After a nearly two-decade-long legal fight over unauthorized mining on sacred traditional land, Australia’s Federal Court has ordered mining magnate Andrew Forrest’s Fortescue Metals to pay Indigenous traditional owners a historic A$150.1 million compensation package, the largest native title payout in the nation’s history.
The Yindjibarndi people, who hold exclusive native title rights to a 2,700-square-kilometer stretch of the mineral-rich Pilbara region in remote north-western Australia, launched their legal challenge in 2017. That challenge came five years after the court first formally recognized Yindjibarndi Ngurra Aboriginal Corporation (YNAC) as the legitimate holders of native title over the area. Fortescue, the iron ore mining giant founded by billionaire Andrew Forrest that has built its multi-billion-dollar empire on Pilbara iron ore extraction, had already developed its highly profitable Solomon Hub mines on the land by that point. While the company secured approval for the project from the Australian government and a competing local Aboriginal representative body, it never secured the required consent from YNAC, the legally recognized native title holders. Failed negotiations for a formal land use agreement between the two sides eventually led to the drawn-out court battle that concluded this week.

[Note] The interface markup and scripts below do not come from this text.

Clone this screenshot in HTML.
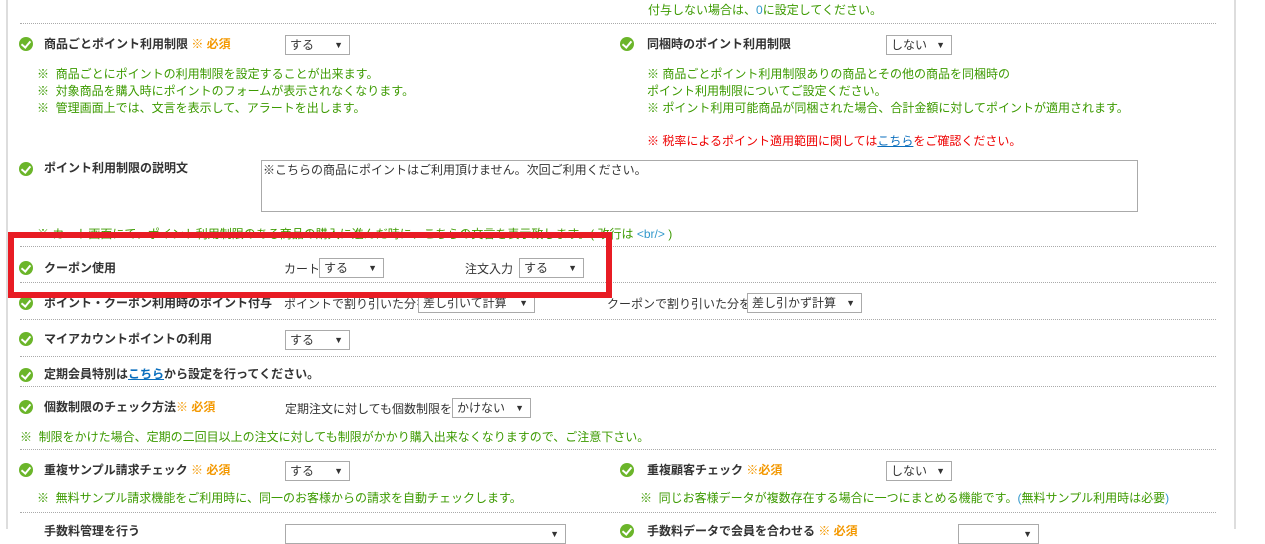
<!DOCTYPE html><html><head><meta charset="utf-8"><style>
body{margin:0;width:1265px;height:529px;overflow:hidden;background:#fff;font-family:"Liberation Sans","Noto Sans CJK JP",sans-serif;font-size:12px;color:#333;position:relative}
.a{position:absolute;white-space:nowrap;line-height:14px}
.b{font-weight:bold}
.g{color:#3c9a00}
.o{color:#f39800;font-weight:bold}
.r{color:#e00}
.dl{position:absolute;left:20px;width:1196px;border-top:1px dotted #aaa;height:0}
.ic{position:absolute;width:14px;height:14px;border-radius:50%;background:#6bb52a}
.ic:after{content:"";position:absolute;left:4px;top:2px;width:4px;height:7px;border:solid #fff;border-width:0 2px 2px 0;transform:rotate(40deg)}
.s{position:absolute;height:18px;border:1px solid #aaa;background:#fff;font-size:12px;line-height:18px;padding-left:4px;box-sizing:content-box}
.s:after{content:"▼";position:absolute;right:6px;top:0;font-size:9px}
a{color:#0a6ebd;text-decoration:underline}
</style></head><body>
<div style="position:absolute;left:6px;top:0;width:2px;height:529px;background:#ddd"></div>
<div style="position:absolute;left:1234px;top:0;width:2px;height:529px;background:#ddd"></div>
<div class="a g" style="left:648px;top:3px">付与しない場合は、<span style="color:#39c">0</span>に設定してください。</div>
<div class="dl" style="top:23px"></div>
<div class="ic" style="left:19px;top:37px"></div>
<div class="a b" style="left:44px;top:37px">商品ごとポイント利用制限 <span class="o">※ 必須</span></div>
<div class="s" style="left:285px;top:35px;width:59px">する</div>
<div class="a g" style="left:37px;top:66px;line-height:17px">※&nbsp; 商品ごとにポイントの利用制限を設定することが出来ます。<br>※&nbsp; 対象商品を購入時にポイントのフォームが表示されなくなります。<br>※&nbsp; 管理画面上では、文言を表示して、アラートを出します。</div>
<div class="ic" style="left:620px;top:37px"></div>
<div class="a b" style="left:647px;top:37px">同梱時のポイント利用制限</div>
<div class="s" style="left:886px;top:35px;width:60px">しない</div>
<div class="a g" style="left:647px;top:66px;line-height:17px">※ 商品ごとポイント利用制限ありの商品とその他の商品を同梱時の<br>ポイント利用制限についてご設定ください。<br>※ ポイント利用可能商品が同梱された場合、合計金額に対してポイントが適用されます。</div>
<div class="a r" style="left:647px;top:134px">※ 税率によるポイント適用範囲に関しては<a>こちら</a>をご確認ください。</div>
<div class="ic" style="left:19px;top:162px"></div>
<div class="a b" style="left:44px;top:161px">ポイント利用制限の説明文</div>
<div style="position:absolute;left:261px;top:160px;width:875px;height:50px;border:1px solid #aaa"></div>
<div class="a" style="left:263px;top:163px">※こちらの商品にポイントはご利用頂けません。次回ご利用ください。</div>
<div class="a g" style="left:37px;top:227px">※ カート画面にて、ポイント利用制限のある商品の購入に進んだ時に、こちらの文言を表示致します。( 改行は <span style="color:#39c">&lt;br/&gt;</span> )</div>
<div class="dl" style="top:246px"></div>
<div class="ic" style="left:19px;top:261px"></div>
<div class="a b" style="left:44px;top:261px">クーポン使用</div>
<div class="a" style="left:284px;top:262px">カート</div>
<div class="s" style="left:319px;top:258px;width:59px">する</div>
<div class="a" style="left:465px;top:262px">注文入力</div>
<div class="s" style="left:519px;top:258px;width:59px">する</div>
<div class="dl" style="top:282px"></div>
<div class="ic" style="left:19px;top:296px"></div>
<div class="a b" style="left:44px;top:296px">ポイント・クーポン利用時のポイント付与</div>
<div class="a" style="left:284px;top:297px">ポイントで割り引いた分を</div>
<div class="s" style="left:418px;top:293px;width:111px">差し引いて計算</div>
<div class="a" style="left:607px;top:297px">クーポンで割り引いた分を</div>
<div class="s" style="left:747px;top:293px;width:109px">差し引かず計算</div>
<div style="position:absolute;left:8px;top:232px;width:592px;height:54px;border:6px solid #e81c24"></div>
<div class="dl" style="top:319px"></div>
<div class="ic" style="left:19px;top:332px"></div>
<div class="a b" style="left:44px;top:332px">マイアカウントポイントの利用</div>
<div class="s" style="left:285px;top:330px;width:59px">する</div>
<div class="dl" style="top:356px"></div>
<div class="ic" style="left:19px;top:368px"></div>
<div class="a b" style="left:44px;top:367px">定期会員特別は<a>こちら</a>から設定を行ってください。</div>
<div class="dl" style="top:386px"></div>
<div class="ic" style="left:19px;top:400px"></div>
<div class="a b" style="left:44px;top:400px">個数制限のチェック方法<span class="o">※ 必須</span></div>
<div class="a" style="left:285px;top:402px">定期注文に対しても個数制限を</div>
<div class="s" style="left:452px;top:398px;width:73px">かけない</div>
<div class="a g" style="left:20px;top:430px">※&nbsp; 制限をかけた場合、定期の二回目以上の注文に対しても制限がかかり購入出来なくなりますので、ご注意下さい。</div>
<div class="dl" style="top:449px"></div>
<div class="ic" style="left:19px;top:463px"></div>
<div class="a b" style="left:44px;top:463px">重複サンプル請求チェック <span class="o">※ 必須</span></div>
<div class="s" style="left:285px;top:461px;width:59px">する</div>
<div class="a g" style="left:37px;top:491px">※&nbsp; 無料サンプル請求機能をご利用時に、同一のお客様からの請求を自動チェックします。</div>
<div class="ic" style="left:620px;top:463px"></div>
<div class="a b" style="left:647px;top:463px">重複顧客チェック <span class="o">※必須</span></div>
<div class="s" style="left:886px;top:461px;width:60px">しない</div>
<div class="a g" style="left:640px;top:491px">※&nbsp; 同じお客様データが複数存在する場合に一つにまとめる機能です。<span style="color:#39c">(</span>無料サンプル利用時は必要<span style="color:#39c">)</span></div>
<div class="dl" style="top:512px"></div>
<div class="a b" style="left:44px;top:524px">手数料管理を行う</div>
<div class="s" style="left:285px;top:524px;width:275px"></div>
<div class="ic" style="left:620px;top:524px"></div>
<div class="a b" style="left:647px;top:524px">手数料データで会員を合わせる <span class="o">※ 必須</span></div>
<div class="s" style="left:958px;top:524px;width:75px"></div>
</body></html>
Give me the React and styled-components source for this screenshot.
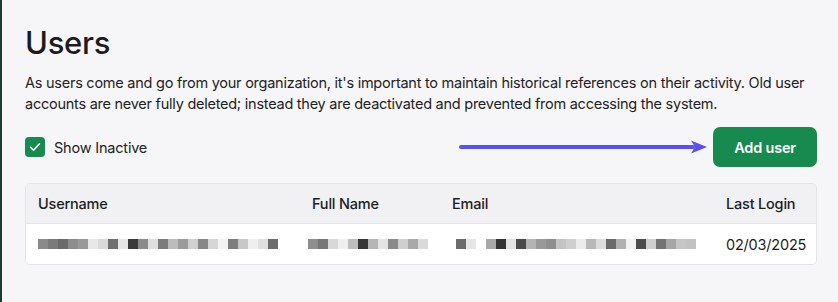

In his ruling, Federal Court Justice Stephen Burley explicitly acknowledged the Yindjibarndi people’s unbroken “deep and visceral connection” to their traditional country, which shapes every dimension of their cultural and social life. He divided the compensation into two parts: A$150,000 for proven economic losses suffered by the community, and A$150 million for profound cultural harm. Burley defined the cultural compensation as payment for the erosion of the Yindjibarndi’s traditional attachment to their land, damage to their cultural heritage, and the loss of their ability to draw spiritual sustenance from their country. In their original claim, the Yindjibarndi had sought A$1.8 billion in total compensation, a figure the group calculated as 1% of the tens of billions of dollars in revenue Fortescue has generated from the site since mining began in 2013, plus compensation for the destruction or damage of approximately 250 sacred cultural sites across the lease area.
While the ruling marks a landmark moment for native title rights in Australia — with the payout nearly tripling the value of the previous largest court-ordered native title compensation award — many Yindjibarndi community leaders have expressed disappointment with the final sum. Speaking to reporters outside the courtroom, Yindjibarndi elder Wendy Hubert dismissed the award as “peanuts” compared to the massive ongoing profits Fortescue continues to pull from the land. The Solomon Hub mine is projected to remain in operation and generate revenue for the company for at least another decade, with closure not scheduled until the mid-2040s. The case has reignited national conversations about resource sovereignty, the protection of Indigenous cultural heritage, and the fairness of native title compensation frameworks in Australia’s booming mining sector.